Size-Controlled AgI/Ag Heteronanowires in Highly Ordered Alumina Membranes: Superionic Phase Stabilization and Conductivity.

Nano letters

Hemin Zhang, Takashi Tsuchiya, Changhao Liang, Kazuya Terabe

Affiliations

  1. †International Center for Materials Nanoarchitechtonics (WPI-MANA), National Institute for Materials Science (NIMS), 1-1 Namiki, Tsukuba, Ibaraki 305-0044, Japan.
  2. ‡Key Laboratory of Materials Physics and Anhui Key Laboratory of Nanomaterials and Nanotechnology, Institute of Solid State Physics, Hefei Institutes of Physical Science, Chinese Academy of Sciences, Hefei 230031, China.

PMID: 26189765 DOI: 10.1021/acs.nanolett.5b01388

Abstract

Nanoscaled ionic conductors are crucial for future nanodevices. A well-known ionic conductor, AgI, exhibited conductivity greater than 1 Ω(-1) cm(-1) in α-phase and transformed into poorly conducting β-/γ-phase below 147 °C, thereby limiting applications.

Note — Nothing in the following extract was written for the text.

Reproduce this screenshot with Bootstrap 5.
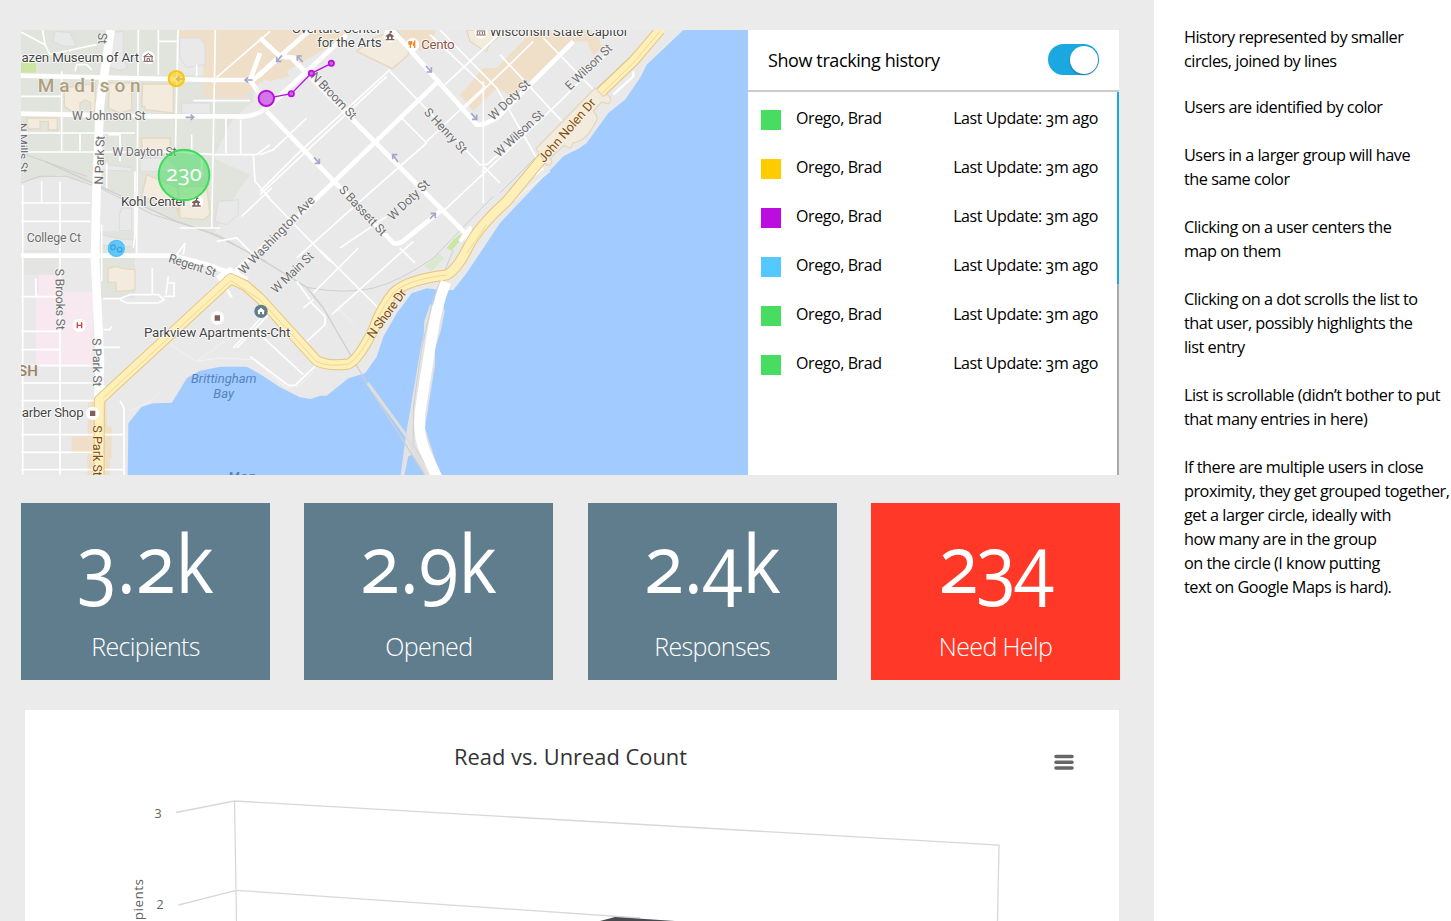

Here, we report that transition temperatures both from the β-/γ- to α-phase (Tc↑) and the α- to β-/γ-phase (Tc↓) are tuned by AgI/Ag heteronanowires embedded in anodic aluminum oxide (AAO) membranes with 10-30 nm pores. Tc↑ and Tc↓ shift to correspondingly higher and lower temperature as pore size decreases, generating a progressively enlarged thermal hysteresis. Tc↑ and Tc↓ specifically achieve 185 and 52 °C in 10 nm pores, and the final survived conductivity reaches ∼8.3 × 10(-3) Ω(-1) cm(-1) at room temperature. Moreover, the low-temperature stabilizing α-phase (down to 21 °C, the lowest in state of the art temperatures) is reproducible and survives further thermal cycling. The low-temperature phase stabilization and enhancement conductivity reported here suggest promising applications in silver-ion-based future nanodevices.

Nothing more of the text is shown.